The first people to the scene to help her and her sons were workers at a Ford dealership right across the street from the accident. Graham credits them with helping save their lives.
A BIGGER PROBLEM?
Graham's SUV crashed in Texas after the ABC15 Investigators began reporting on a January crash in Payson that killed 17-year-old Saige Bloom.
Her 2002 Escape accelerated out of control as she drove the car for the first time on January 27 of this year. The SUV eventually crashed, throwing Bloom from the vehicle. She died hours later.
An inspector hired by the Bloom family showed what he says caused the acceleration in that Escape – a speed control cable broken, stuck under the engine cover, forcing the throttle open – and the vehicle to travel at high speeds.
In Texas, pictures taken by the Grahams under the hood of their Escape, show the same thing.
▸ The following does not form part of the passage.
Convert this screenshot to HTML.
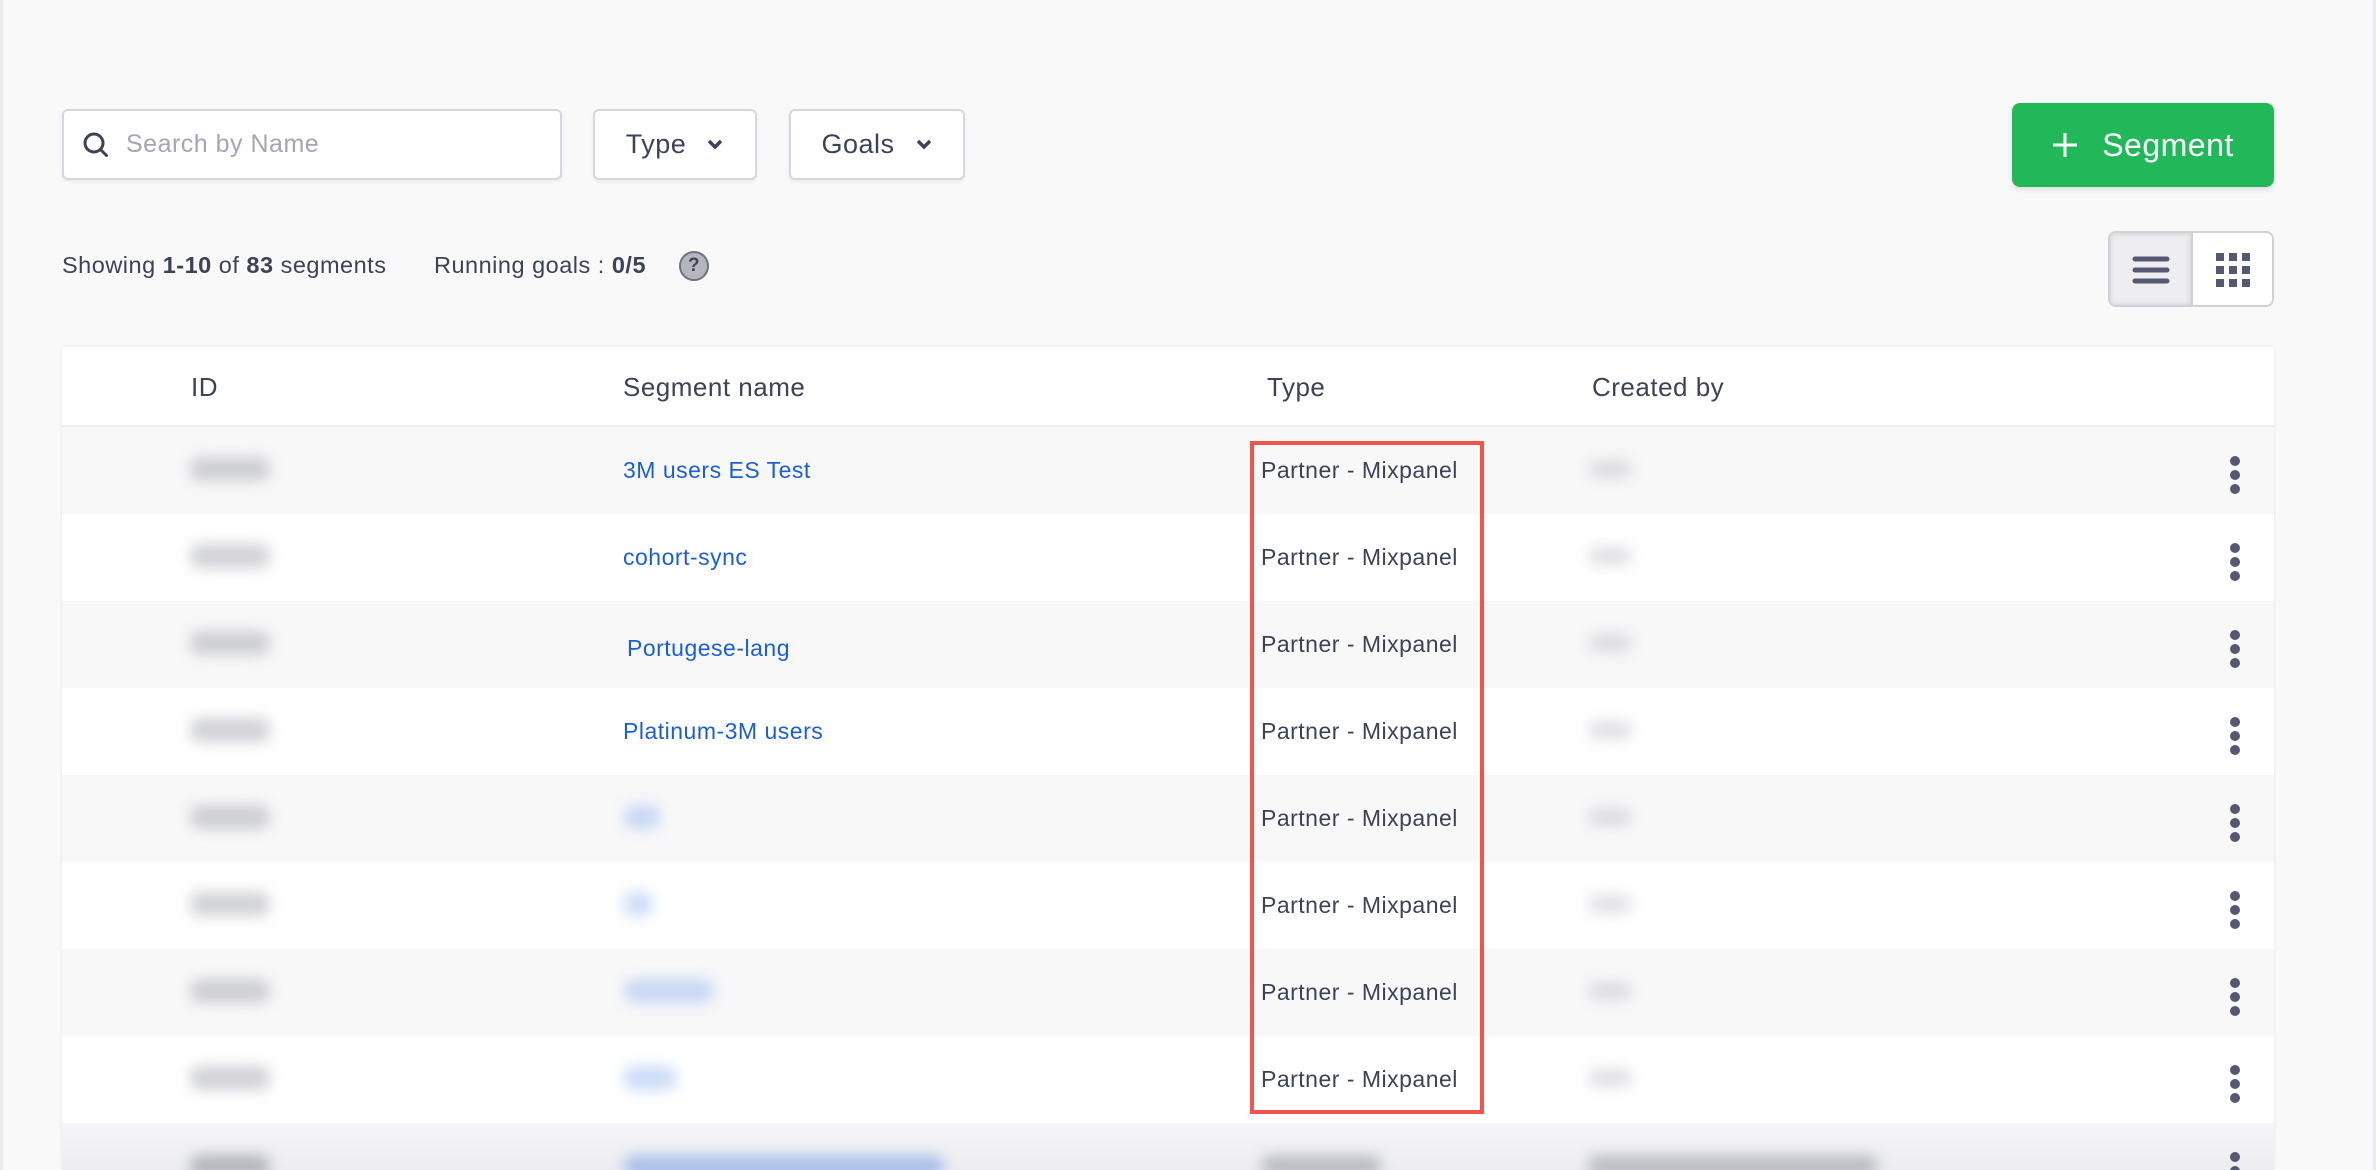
<!DOCTYPE html>
<html><head><meta charset="utf-8"><style>
*{box-sizing:border-box;margin:0;padding:0}
body{width:2376px;height:1170px;overflow:hidden;background:#f9f9fa;font-family:"Liberation Sans",sans-serif;color:#3d4258;position:relative;letter-spacing:0.5px}
.abs{position:absolute}
.box{background:#fff;border:2px solid #d6d7dc;border-radius:6px;box-shadow:0 2px 3px rgba(0,0,0,.06)}
.btn{display:flex;align-items:center;justify-content:center;font-size:27px;color:#3d4258;gap:20px}
.table{left:62px;top:347px;width:2212px;height:823px;background:#fff;box-shadow:0 0 4px rgba(0,0,0,.08);overflow:hidden}
.row{position:absolute;left:0;width:2212px;height:87px}
.row.g{background:#f8f8f9}
.cell{position:absolute;top:0;height:87px;display:flex;align-items:center;font-size:23px}
.blur{position:absolute;background:#9a9ca6;filter:blur(7px);border-radius:10px;opacity:.45}
.kb{position:absolute;left:2168px;width:12px;top:29px}
.kb i{display:block;width:10px;height:10px;border-radius:50%;background:#545971;margin-bottom:4px}
</style></head><body>
<div class="abs" style="left:0;top:0;width:3px;height:1170px;background:#ececef"></div>
<div class="abs" style="right:0;top:0;width:3px;height:1170px;background:#ececef"></div>

<div class="abs box" style="left:62px;top:109px;width:500px;height:71px;display:flex;align-items:center;padding-left:18px">
<svg width="28" height="28" viewBox="0 0 28 28"><circle cx="12" cy="12" r="9" fill="none" stroke="#3d4258" stroke-width="3"/><path d="M18.5 18.5l6 6" stroke="#3d4258" stroke-width="3" stroke-linecap="round"/></svg>
<span style="margin-left:16px;font-size:25px;color:#a3a6b3">Search by Name</span></div>
<div class="abs box btn" style="left:593px;top:109px;width:164px;height:71px">Type<svg width="18" height="12" viewBox="0 0 18 12"><path d="M3 2l6 6 6-6" fill="none" stroke="#3d4258" stroke-width="3.5"/></svg></div>
<div class="abs box btn" style="left:789px;top:109px;width:176px;height:71px">Goals<svg width="18" height="12" viewBox="0 0 18 12"><path d="M3 2l6 6 6-6" fill="none" stroke="#3d4258" stroke-width="3.5"/></svg></div>

<div class="abs" style="left:2012px;top:103px;width:262px;height:84px;background:#21b85a;border-radius:8px;box-shadow:0 3px 6px rgba(0,0,0,.1);color:#fff;font-size:32px;display:flex;align-items:center;justify-content:center;gap:24px">
<svg width="26" height="26" viewBox="0 0 26 26"><path d="M13 1v24M1 13h24" stroke="#fff" stroke-width="3"/></svg>Segment</div>

<div class="abs" style="left:62px;top:252px;font-size:23.5px">Showing <b>1-10</b> of <b>83</b> segments</div>
<div class="abs" style="left:434px;top:252px;font-size:23.5px">Running goals : <b>0/5</b></div>
<div class="abs" style="left:679px;top:251px;width:30px;height:30px;border-radius:50%;background:#b4b5bd;border:2px solid #6e7185;color:#3d4258;font-size:19px;font-weight:bold;display:flex;align-items:center;justify-content:center">?</div>

<div class="abs" style="left:2108px;top:231px;width:166px;height:76px;border:2px solid #d0d1d6;border-radius:8px;background:#fff;overflow:hidden">
<div style="position:absolute;left:0;top:0;width:83px;height:72px;background:#eeeef1;box-shadow:inset 0 0 6px rgba(0,0,0,.15);border-right:2px solid #d0d1d6"></div>
<svg class="abs" style="left:22px;top:22px" width="38" height="30" viewBox="0 0 38 30"><path d="M3 4h32M3 15h32M3 26h32" stroke="#545971" stroke-width="5" stroke-linecap="round"/></svg>
<svg class="abs" style="left:105px;top:19px" width="36" height="36" viewBox="0 0 36 36"><g fill="#545971"><rect x="1" y="1" width="8" height="8"/><rect x="14" y="1" width="8" height="8"/><rect x="27" y="1" width="8" height="8"/><rect x="1" y="14" width="8" height="8"/><rect x="14" y="14" width="8" height="8"/><rect x="27" y="14" width="8" height="8"/><rect x="1" y="27" width="8" height="8"/><rect x="14" y="27" width="8" height="8"/><rect x="27" y="27" width="8" height="8"/></g></svg>
</div>

<div class="abs table">
<div class="row" style="top:0;height:80px;border-bottom:2px solid #ededf0;background:#fff">
<div class="cell" style="left:129px;height:80px;font-size:26px">ID</div>
<div class="cell" style="left:561px;height:80px;font-size:26px">Segment name</div>
<div class="cell" style="left:1205px;height:80px;font-size:26px">Type</div>
<div class="cell" style="left:1530px;height:80px;font-size:26px">Created by</div>
</div>
<div class="row g" style="top:80px"><div class="blur" style="left:128px;top:30px;width:80px;height:24px"></div><div class="cell" style="left:561px;color:#1c5ed8">3M users ES Test</div><div class="cell" style="left:1199px">Partner - Mixpanel</div><div class="blur" style="left:1526px;top:33px;width:44px;height:18px;opacity:.3"></div><div class="kb"><i></i><i></i><i></i></div></div>
<div class="row" style="top:167px"><div class="blur" style="left:128px;top:30px;width:80px;height:24px"></div><div class="cell" style="left:561px;color:#1c5ed8">cohort-sync</div><div class="cell" style="left:1199px">Partner - Mixpanel</div><div class="blur" style="left:1526px;top:33px;width:44px;height:18px;opacity:.3"></div><div class="kb"><i></i><i></i><i></i></div></div>
<div class="row g" style="top:254px"><div class="blur" style="left:128px;top:30px;width:80px;height:24px"></div><div class="cell" style="left:565px;color:#1c5ed8;padding-top:8px">Portugese-lang</div><div class="cell" style="left:1199px">Partner - Mixpanel</div><div class="blur" style="left:1526px;top:33px;width:44px;height:18px;opacity:.3"></div><div class="kb"><i></i><i></i><i></i></div></div>
<div class="row" style="top:341px"><div class="blur" style="left:128px;top:30px;width:80px;height:24px"></div><div class="cell" style="left:561px;color:#1c5ed8">Platinum-3M users</div><div class="cell" style="left:1199px">Partner - Mixpanel</div><div class="blur" style="left:1526px;top:33px;width:44px;height:18px;opacity:.3"></div><div class="kb"><i></i><i></i><i></i></div></div>
<div class="row g" style="top:428px"><div class="blur" style="left:128px;top:30px;width:80px;height:24px"></div><div class="blur" style="left:562px;top:30px;width:36px;height:24px;background:#8fb0ef"></div><div class="cell" style="left:1199px">Partner - Mixpanel</div><div class="blur" style="left:1526px;top:33px;width:44px;height:18px;opacity:.3"></div><div class="kb"><i></i><i></i><i></i></div></div>
<div class="row" style="top:515px"><div class="blur" style="left:128px;top:30px;width:80px;height:24px"></div><div class="blur" style="left:562px;top:30px;width:28px;height:24px;background:#8fb0ef"></div><div class="cell" style="left:1199px">Partner - Mixpanel</div><div class="blur" style="left:1526px;top:33px;width:44px;height:18px;opacity:.3"></div><div class="kb"><i></i><i></i><i></i></div></div>
<div class="row g" style="top:602px"><div class="blur" style="left:128px;top:30px;width:80px;height:24px"></div><div class="blur" style="left:562px;top:30px;width:90px;height:24px;background:#8fb0ef"></div><div class="cell" style="left:1199px">Partner - Mixpanel</div><div class="blur" style="left:1526px;top:33px;width:44px;height:18px;opacity:.3"></div><div class="kb"><i></i><i></i><i></i></div></div>
<div class="row" style="top:689px"><div class="blur" style="left:128px;top:30px;width:80px;height:24px"></div><div class="blur" style="left:562px;top:30px;width:52px;height:24px;background:#8fb0ef"></div><div class="cell" style="left:1199px">Partner - Mixpanel</div><div class="blur" style="left:1526px;top:33px;width:44px;height:18px;opacity:.3"></div><div class="kb"><i></i><i></i><i></i></div></div>
<div class="row" style="top:776px;background:linear-gradient(#f6f6f8,#e4e5e9)"><div class="blur" style="left:128px;top:32px;width:80px;height:22px;opacity:.7"></div><div class="blur" style="left:562px;top:32px;width:320px;height:22px;background:#7f9fe6;opacity:.6"></div><div class="blur" style="left:1199px;top:32px;width:120px;height:22px;opacity:.6"></div><div class="blur" style="left:1526px;top:32px;width:290px;height:22px;opacity:.6"></div><div class="kb"><i></i><i></i><i></i></div></div>
</div>

<div class="abs" style="left:1250px;top:441px;width:234px;height:673px;border:4px solid #f0554b"></div>
</body></html>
An inspection done by the same expert showed the same thing a few weeks later.
On July 26, after months of reporting by the ABC15 Investigators and a government investigation into the problem was launched, Ford Motor Company voluntarily recalled nearly 500,000 2001-2004 Escapes .
Mazda recalled more than 200,000 Tributes , a sibling of the Escape, shortly after for the same problem.
But, instead of replacing the speed, or cruise control cable, both automakers say they will fix the stuck throttle problem by raising the engine cover. If it's high enough, it will prevent the cable from sticking under it.
But some auto safety experts are saying that is the wrong approach.
"They're not fixing the underlying defect, which is the cruise control cable," according to Clarence Ditlow with the Center for Auto Safety in Washington, D.C.
He is pushing the National Highway Traffic Safety Administration ( NHTSA) to reject Ford's fix and investigate why they didn't issue a recall years ago.
NHTSA tells ABC15 it is still investigating this issue even though both carmakers issued recalls.
A 7-YEAR-OLD WARNING
The ABC15 Investigators found that Ford warned its dealers of a speed control cable issue seven years ago.
In October 2005, the automaker sent its dealers a service bulletin update warning dealers that a botched recall repair on a different cable could cause damage to the speed control cable – the same one that was found damaged in both Saige Bloom's and Tammy Graham's wrecked Escapes.
"Clearly, they knew as of October 2005 there was a problem with the cruise control cable," Ditlow said, "that it was defective."
Ford tells the ABC15 Investigators, "we had some anecdotal knowledge from our dealers that they had to replace some speed control cables because of damage during the accelerator cable repairs." That's what led the company to issue the service update.
But the automaker denies it knew that the damage could lead to potentially deadly stuck throttles. "Ford hadn't noted an unusual number of reports of non-functioning speed control due to a bent or improperly positioned cable," Ford wrote in an email message.
Ford stressed that a speed control cable can become damaged in a
number of different ways and stands behind its repair, telling ABC15 "a non-functioning speed control system doesn't represent a safety issue, therefore we thought the update to the recall instructions was sufficient to address the issue."
The Graham family tells ABC15 that they don't believe the recall fixes the root cause of the problem that caused their accident.
"I had the chance of killing people I love in my car," Tammy Graham said, "and killing people I didn't know – other people's moms, other people's dads, other people's kids. And I wasn't in control of it."
If Ford had issued the recall 7 years ago, Graham thinks it could have prevented the emotional scars her family is fighting through now. She said her sons are afraid to get in the car and she spends nights awake, reliving the experience, wishing she had known to put the car in neutral and worrying who might be next.
"Every family that's getting in those cars right now," she said, "all the people who have no idea that there's this time bomb just sitting out there that can take these people out."